Les ini­tiants espèrent engran­ger des recettes fis­cales se chif­frant en mil­liards. Leur espoir est tou­te­fois infondé. Il implique – ce qui est com­plè­te­ment irréa­liste – que les per­sonnes concer­nées ne réagi­raient pas à cet impôt confis­ca­toire. Or, face à l’éven­tua­lité de charges aussi lourdes, il fau­drait s’at­tendre à des départs de Suisse. Le cas de la Nor­vège illustre bien le risque d’un niveau d’im­pôt exces­sif décidé par un gou­ver­ne­ment social-démo­crate: les entre­pre­neurs ont pris le che­min de l’exil. Et si des contri­buables impor­tants déplacent leur domi­cile, non seule­ment il n’y aura plus d’im­pôt de suc­ces­sion à pré­le­ver, mais ce que ces per­sonnes paient année après année en impôts sur le revenu et la for­tune dis­pa­raî­tra aussi. Les can­tons et com­munes expo­sés, dans les régions de mon­tagne et tou­ris­tiques par exemple, subi­raient pro­ba­ble­ment des pertes finan­cières sen­sibles, tan­dis que les régions struc­tu­rel­le­ment plus faibles devraient s’at­tendre à une baisse des ver­se­ments au titre de la péréqua­tion finan­cière.

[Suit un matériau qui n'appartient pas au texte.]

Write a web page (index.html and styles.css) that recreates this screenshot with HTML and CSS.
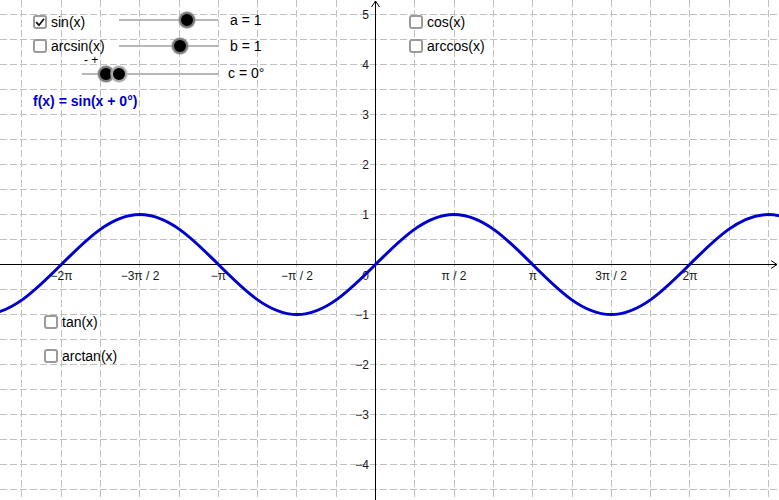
FILE: index.html
```
<!DOCTYPE html>
<html>
<head>
<meta charset="utf-8">
<link rel="stylesheet" href="styles.css">
</head>
<body>
<div class="view">
  <svg class="graph" width="779" height="500" viewBox="0 0 779 500" xmlns="http://www.w3.org/2000/svg">
    <g class="grid">
      <path d="M0 14H779M0 39H779M0 64H779M0 89H779M0 114H779M0 139H779M0 164H779M0 189H779M0 214H779M0 239H779M0 289H779M0 314H779M0 339H779M0 364H779M0 389H779M0 414H779M0 439H779M0 464H779M0 489H779"/>
      <path d="M21.8 0V500M61.1 0V500M100.4 0V500M139.7 0V500M179 0V500M218.3 0V500M257.6 0V500M296.9 0V500M336.2 0V500M414.8 0V500M454.1 0V500M493.4 0V500M532.7 0V500M572 0V500M611.3 0V500M650.6 0V500M689.9 0V500M729.2 0V500M768.5 0V500"/>
    </g>
    <g class="axes">
      <path d="M0 264.5H777M375.5 500V1"/>
      <path d="M771 260.5L777 264.5L771 268.5"/>
      <path d="M371.5 7L375.5 1L379.5 7"/>
    </g>
    <g class="labels">
      <text x="369" y="18.5" class="end">5</text>
      <text x="369" y="68.5" class="end">4</text>
      <text x="369" y="118.5" class="end">3</text>
      <text x="369" y="168.5" class="end">2</text>
      <text x="369" y="218.5" class="end">1</text>
      <text x="369" y="318.5" class="end">−1</text>
      <text x="369" y="368.5" class="end">−2</text>
      <text x="369" y="418.5" class="end">−3</text>
      <text x="369" y="468.5" class="end">−4</text>
      <text x="369" y="280" class="end">0</text>
      <text x="61.5" y="280" class="mid">−2π</text>
      <text x="140" y="280" class="mid">−3π / 2</text>
      <text x="218.5" y="280" class="mid">−π</text>
      <text x="297" y="280" class="mid">−π / 2</text>
      <text x="454" y="280" class="mid">π / 2</text>
      <text x="533" y="280" class="mid">π</text>
      <text x="611" y="280" class="mid">3π / 2</text>
      <text x="690" y="280" class="mid">2π</text>
    </g>
    <path class="curve" transform="translate(375.5 264.5)" d="M-392.7 50 c28.42,0 52.93,-24.39 78.54,-50 c25.61,-25.61 50.12,-50 78.54,-50 c28.42,0 52.93,24.39 78.54,50 c25.61,25.61 50.12,50 78.54,50 c28.42,0 52.93,-24.39 78.54,-50 c25.61,-25.61 50.12,-50 78.54,-50 c28.42,0 52.93,24.39 78.54,50 c25.61,25.61 50.12,50 78.54,50 c28.42,0 52.93,-24.39 78.54,-50 c25.61,-25.61 50.12,-50 78.54,-50 c28.42,0 52.93,24.39 78.54,50"/>
  </svg>

  <label class="check c-sin"><span class="box checked"><svg viewBox="0 0 12 12" width="11" height="11"><path d="M2 6.2L4.8 9.2L10.2 2.2"/></svg></span><span class="txt">sin(x)</span></label>
  <label class="check c-arcsin"><span class="box"></span><span class="txt">arcsin(x)</span></label>
  <label class="check c-cos"><span class="box"></span><span class="txt">cos(x)</span></label>
  <label class="check c-arccos"><span class="box"></span><span class="txt">arccos(x)</span></label>
  <label class="check c-tan"><span class="box"></span><span class="txt">tan(x)</span></label>
  <label class="check c-arctan"><span class="box"></span><span class="txt">arctan(x)</span></label>

  <div class="slider s-a"><span class="track"></span><span class="knob" style="left:67.5px"></span></div>
  <div class="slider s-b"><span class="track"></span><span class="knob" style="left:61px"></span></div>
  <div class="slider s-c"><span class="track"></span><span class="knob" style="left:24px"></span><span class="knob light" style="left:37px"></span><span class="pm">- +</span></div>

  <div class="val v-a">a = 1</div>
  <div class="val v-b">b = 1</div>
  <div class="val v-c">c = 0°</div>

  <div class="formula">f(x) = sin(x + 0°)</div>
</div>
</body>
</html>
```
FILE: styles.css
```
html, body {
  margin: 0;
  padding: 0;
  background: #fff;
}
body {
  font-family: "Liberation Sans", Arial, sans-serif;
  color: #000;
  overflow: hidden;
}
.view {
  position: relative;
  width: 779px;
  height: 500px;
  overflow: hidden;
}
.graph {
  position: absolute;
  left: 0;
  top: 0;
}
.grid path {
  stroke: #c0c0c0;
  stroke-width: 1;
  stroke-dasharray: 7 3;
  fill: none;
  shape-rendering: crispEdges;
}
.axes path {
  stroke: #000;
  stroke-width: 1;
  fill: none;
}
.labels text {
  font-family: "Liberation Sans", Arial, sans-serif;
  font-size: 12px;
  fill: #1a1a1a;
}
.labels .end { text-anchor: end; }
.labels .mid { text-anchor: middle; }
.curve {
  fill: none;
  stroke: #0000cc;
  stroke-width: 3;
  stroke-linecap: round;
}

.check {
  position: absolute;
  display: flex;
  align-items: center;
  gap: 4px;
  font-size: 14px;
  line-height: 16px;
  color: #000;
}
.box {
  box-sizing: border-box;
  width: 14px;
  height: 14px;
  border: 2px solid #9a9a9a;
  border-radius: 3px;
  background: #fff;
  display: flex;
  align-items: center;
  justify-content: center;
}
.box svg path {
  fill: none;
  stroke: #111;
  stroke-width: 2;
  stroke-linecap: square;
}
.c-sin { left: 33px; top: 14px; }
.c-arcsin { left: 33px; top: 38px; }
.c-cos { left: 409px; top: 14px; }
.c-arccos { left: 409px; top: 38px; }
.c-tan { left: 44px; top: 314px; }
.c-arctan { left: 44px; top: 348px; }

.slider {
  position: absolute;
  height: 16px;
}
.track {
  position: absolute;
  left: 0;
  right: 0;
  top: 7px;
  height: 2px;
  background: #b8b8b8;
}
.knob {
  position: absolute;
  top: 0;
  width: 16px;
  height: 16px;
  margin-left: -8px;
  box-sizing: border-box;
  border-radius: 50%;
  background: #000;
  border: 2px solid #7a7a7a;
  box-shadow: 0 0 0 1px rgba(160,160,160,0.6);
}
.knob.light {
  border-color: #a8a8a8;
  box-shadow: 0 0 0 1px rgba(200,200,200,0.6);
}
.s-a { left: 119px; top: 12px; width: 99px; }
.s-b { left: 119px; top: 38px; width: 99px; }
.s-c { left: 82px; top: 66px; width: 136px; }
.pm {
  position: absolute;
  left: 2px;
  top: -12px;
  font-size: 12px;
  line-height: 12px;
}

.val {
  position: absolute;
  font-size: 14px;
  line-height: 16px;
}
.v-a { left: 230px; top: 12px; }
.v-b { left: 230px; top: 38px; }
.v-c { left: 228px; top: 65px; }

.formula {
  position: absolute;
  left: 33px;
  top: 93px;
  font-size: 14px;
  line-height: 16px;
  font-weight: bold;
  color: #0000cc;
}
```
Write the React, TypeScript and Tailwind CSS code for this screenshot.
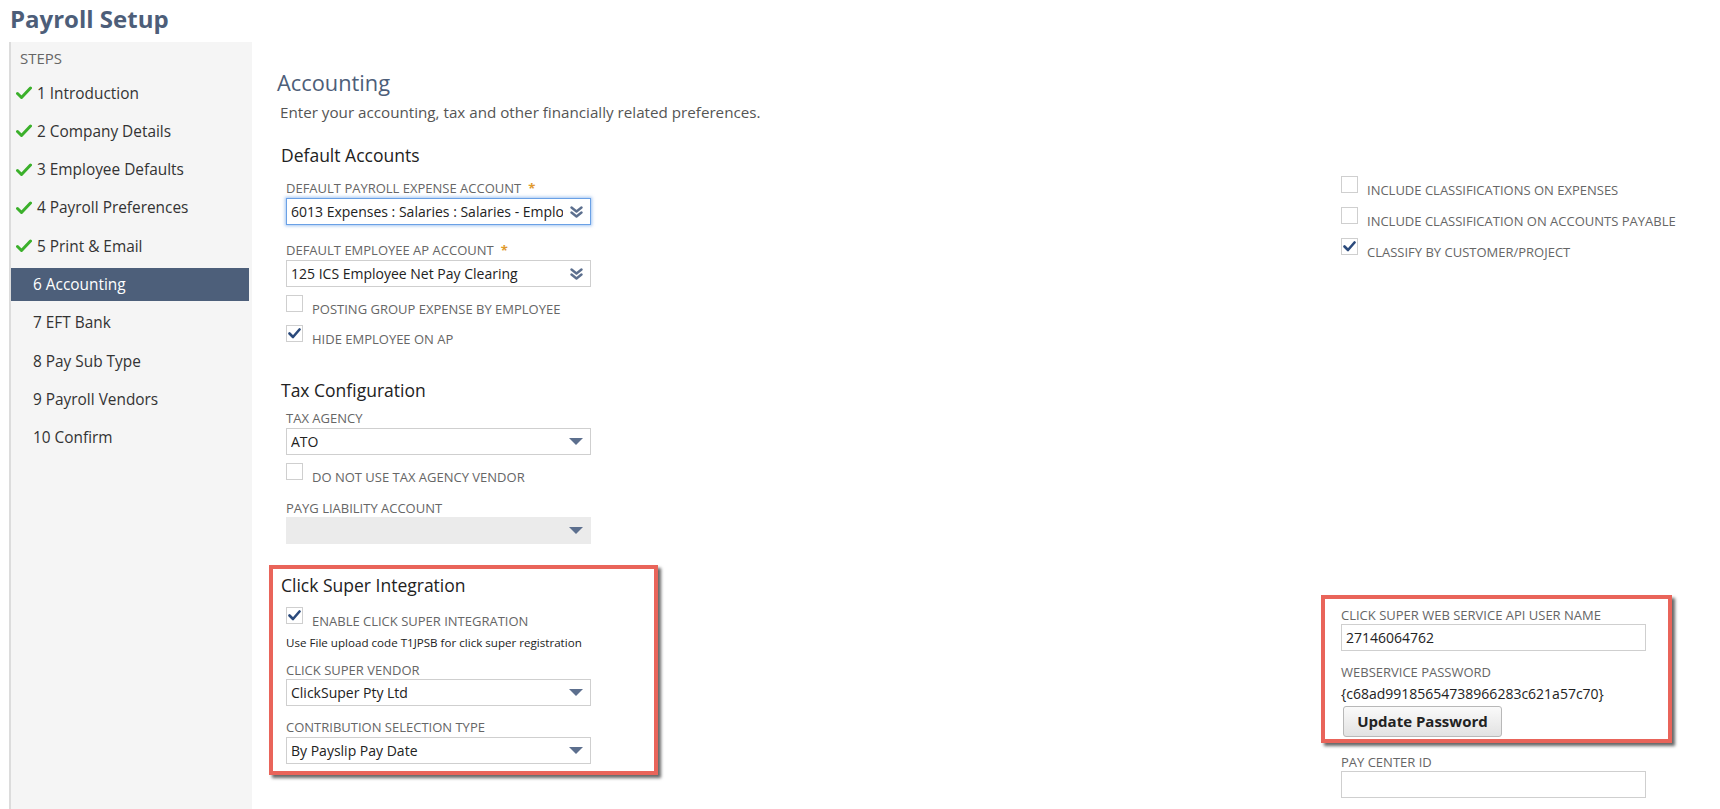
import React from "react";

const steps = [
  { label: "1 Introduction", done: true },
  { label: "2 Company Details", done: true },
  { label: "3 Employee Defaults", done: true },
  { label: "4 Payroll Preferences", done: true },
  { label: "5 Print & Email", done: true },
  { label: "6 Accounting", active: true },
  { label: "7 EFT Bank" },
  { label: "8 Pay Sub Type" },
  { label: "9 Payroll Vendors" },
  { label: "10 Confirm" },
];

function GreenCheck() {
  return (
    <svg width="16" height="14" viewBox="0 0 16 14" className="shrink-0">
      <path d="M1.5 7.5 L5.5 11.5 L14.5 2" fill="none" stroke="#3bb02b" strokeWidth="3" strokeLinecap="round" strokeLinejoin="round" />
    </svg>
  );
}

function BoxCheck() {
  return (
    <svg width="13" height="11" viewBox="0 0 13 11">
      <path d="M1.5 5.5 L5 9 L11.5 1.5" fill="none" stroke="#2b4a7c" strokeWidth="2.6" strokeLinecap="round" strokeLinejoin="round" />
    </svg>
  );
}

function DoubleChevron() {
  return (
    <svg width="13" height="12" viewBox="0 0 13 12">
      <path d="M1.5 1.5 L6.5 5.5 L11.5 1.5" fill="none" stroke="#5c6f8e" strokeWidth="2.4" strokeLinecap="round" strokeLinejoin="round" />
      <path d="M1.5 6.5 L6.5 10.5 L11.5 6.5" fill="none" stroke="#5c6f8e" strokeWidth="2.4" strokeLinecap="round" strokeLinejoin="round" />
    </svg>
  );
}

function Triangle() {
  return (
    <svg width="14" height="7" viewBox="0 0 14 7">
      <path d="M0 0 L14 0 L7 7 Z" fill="#5c6f8e" />
    </svg>
  );
}

function Label({ text, required, className = "" }: { text: string; required?: boolean; className?: string }) {
  return (
    <div className={`h-[18px] text-[13px] leading-[18px] uppercase text-[#666] whitespace-nowrap ${className}`}>
      {text}
      {required && <span className="ml-[7px] font-bold text-[#e09a2e]">*</span>}
    </div>
  );
}

function Select({
  value,
  focused,
  disabled,
  doubleArrow,
  className = "",
}: {
  value?: string;
  focused?: boolean;
  disabled?: boolean;
  doubleArrow?: boolean;
  className?: string;
}) {
  const frame = focused
    ? "border-[#6aa1e6] shadow-[0_0_3px_1px_rgba(90,150,230,0.55)]"
    : disabled
    ? "border-[#ebebeb] bg-[#ebebeb]"
    : "border-[#cfcfcf] bg-white";
  return (
    <div className={`flex h-[27px] w-[305px] items-center border ${frame} pl-[4px] pr-[7px] ${className}`}>
      <div className="flex-1 overflow-hidden whitespace-nowrap text-[14px] leading-[25px] text-[#222]">{value}</div>
      <div className="ml-[6px] flex w-[14px] justify-center">{doubleArrow ? <DoubleChevron /> : <Triangle />}</div>
    </div>
  );
}

function Checkbox({ label, checked, className = "" }: { label: string; checked?: boolean; className?: string }) {
  return (
    <div className={`flex ${className}`}>
      <div className="flex h-[17px] w-[17px] shrink-0 items-center justify-center border border-[#cfcfcf] bg-white">
        {checked && <BoxCheck />}
      </div>
      <div className="ml-[9px] mt-[5px] text-[13px] leading-[18px] uppercase text-[#666] whitespace-nowrap">{label}</div>
    </div>
  );
}

function SectionTitle({ children, className = "" }: { children: React.ReactNode; className?: string }) {
  return <div className={`h-[24px] pl-[4px] text-[17.5px] leading-[24px] text-[#222] ${className}`}>{children}</div>;
}

const callout = "border-4 border-[#e9645a] shadow-[3px_3px_3px_rgba(0,0,0,0.6)]";

export default function App() {
  return (
    <div className="h-[809px] w-[1720px] overflow-hidden bg-white font-['Open_Sans',sans-serif] text-[#333]">
      <h1 className="h-[42px] pl-[10px] pt-[4px] text-[24px] font-bold leading-[30px] text-[#4d5e79]">Payroll Setup</h1>
      <div className="flex h-[767px]">
        {/* wizard steps */}
        <aside className="ml-[9px] w-[243px] shrink-0 border-l-2 border-[#dcdcdc] bg-[#f5f5f5] pr-[3px]">
          <div className="h-[34.5px] pl-[9px] pt-[6px] text-[15px] leading-[20px] text-[#666]">STEPS</div>
          <div className="flex flex-col gap-[5.3px]">
            {steps.map((s) => (
              <div
                key={s.label}
                className={`flex h-[33px] items-center text-[15.4px] leading-[33px] ${
                  s.active ? "bg-[#4d5f7a] pl-[22px] text-white" : s.done ? "pl-[5px] text-[#333]" : "pl-[22px] text-[#333]"
                }`}
              >
                {s.done && <span className="mr-[5px] flex items-center"><GreenCheck /></span>}
                {s.label}
              </div>
            ))}
          </div>
        </aside>

        <main className="flex-1 pl-[25px]">
          <div className="mt-[27px] h-[28px] text-[21.8px] leading-[28px] text-[#4d5e79]">Accounting</div>
          <div className="mt-[5px] pl-[3px] text-[15.2px] leading-[20px] text-[#555]">
            Enter your accounting, tax and other financially related preferences.
          </div>

          {/* default accounts */}
          <div className="mt-[21px] flex">
            <div className="w-[1044px] shrink-0">
              <SectionTitle>Default Accounts</SectionTitle>
              <div className="pl-[9px]">
                <Label text="Default Payroll Expense Account" required className="mt-[12px]" />
                <Select value="6013 Expenses : Salaries : Salaries - Employees" focused doubleArrow className="mt-[1px]" />
                <Label text="Default Employee AP Account" required className="mt-[16px]" />
                <Select value="125 ICS Employee Net Pay Clearing" doubleArrow className="mt-[1px]" />
                <Checkbox label="Posting Group Expense by Employee" className="mt-[8px] h-[30px]" />
                <Checkbox label="Hide Employee on AP" checked className="h-[30px]" />
              </div>
            </div>
            <div className="pl-[20px] pt-[33px]">
              <Checkbox label="Include Classifications on Expenses" className="h-[31px]" />
              <Checkbox label="Include Classification on Accounts Payable" className="h-[31px]" />
              <Checkbox label="Classify by Customer/Project" checked className="h-[31px]" />
            </div>
          </div>

          {/* tax configuration */}
          <SectionTitle className="mt-[23px]">Tax Configuration</SectionTitle>
          <div className="pl-[9px]">
            <Label text="Tax Agency" className="mt-[7px]" />
            <Select value="ATO" className="mt-[1px]" />
            <Checkbox label="Do not use Tax Agency Vendor" className="mt-[8px] h-[30px]" />
            <Label text="PAYG Liability Account" className="mt-[6px]" />
            <Select disabled />
          </div>

          {/* click super */}
          <div className="mt-[21px] flex">
            <div className="w-[1044px] shrink-0">
              <div className={`-ml-[8px] w-[389px] ${callout} pb-[7px] pl-[8px] pt-[4px]`}>
                <div className="h-[24px] text-[17.5px] leading-[24px] text-[#222]">Click Super Integration</div>
                <div className="pl-[5px]">
                  <Checkbox label="Enable Click Super Integration" checked className="mt-[10px] h-[28px]" />
                  <div className="text-[11.6px] leading-[16px] text-[#222]">Use File upload code T1JPSB for click super registration</div>
                  <Label text="Click Super Vendor" className="mt-[10px]" />
                  <Select value="ClickSuper Pty Ltd" />
                  <Label text="Contribution Selection Type" className="mt-[12px]" />
                  <Select value="By Payslip Pay Date" className="mt-[1px]" />
                </div>
              </div>
            </div>
            <div className="pt-[30px]">
              <div className={`w-[351px] ${callout} pb-[2px] pl-[16px] pt-[7px]`}>
                <Label text="Click Super Web Service API User Name" />
                <div className="flex h-[27px] w-[305px] items-center border border-[#cfcfcf] bg-white pl-[4px] text-[14px] text-[#222]">
                  27146064762
                </div>
                <Label text="Webservice Password" className="mt-[12px]" />
                <div className="mt-[4px] h-[18px] text-[14px] leading-[18px] text-[#222]">{"{c68ad99185654738966283c621a57c70}"}</div>
                <button className="ml-[2px] mt-[3px] h-[31px] w-[159px] rounded-[3px] border border-[#b8b8b8] bg-gradient-to-b from-[#fafafa] to-[#e2e2e2] text-[15px] font-bold text-[#222]">
                  Update Password
                </button>
              </div>
              <div className="pl-[20px]">
                <Label text="Pay Center ID" className="mt-[10px]" />
                <div className="h-[27px] w-[305px] border border-[#cfcfcf] bg-white" />
              </div>
            </div>
          </div>
        </main>
      </div>
    </div>
  );
}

Doutes fon­dés sur l’as­pect juri­dique

Les Jeunes Socia­listes eux-mêmes sont conscients du risque de voir par­tir des per­sonnes for­tu­nées. C’est pour­quoi leur ini­tia­tive contient une dis­po­si­tion tran­si­toire pré­voyant immé­dia­te­ment, en cas d’ac­cep­ta­tion en vota­tion, des mesures pour empê­cher les départs. L’in­sé­cu­rité ainsi créée dans les milieux concer­nés est grande. Le Conseil fédé­ral devrait mettre en œuvre des dis­po­si­tions visant à empê­cher l’éva­sion fis­cale avec effet rétro­ac­tif, même si l’on ignore quelles mesures devraient ou pour­raient être prises dans le cadre de l’État de droit. Il faut espé­rer que le gou­ver­ne­ment exa­mine en détail la vali­dité et la fai­sa­bi­lité juri­dique de l’ini­tia­tive. Des exi­gences dis­cu­tables du point de vue du droit pour­raient pro­vo­quer des consé­quences extrê­me­ment dom­ma­geables pour la Suisse et ses recettes fis­cales – bien avant que l’ini­tia­tive soit sou­mise au vote popu­laire.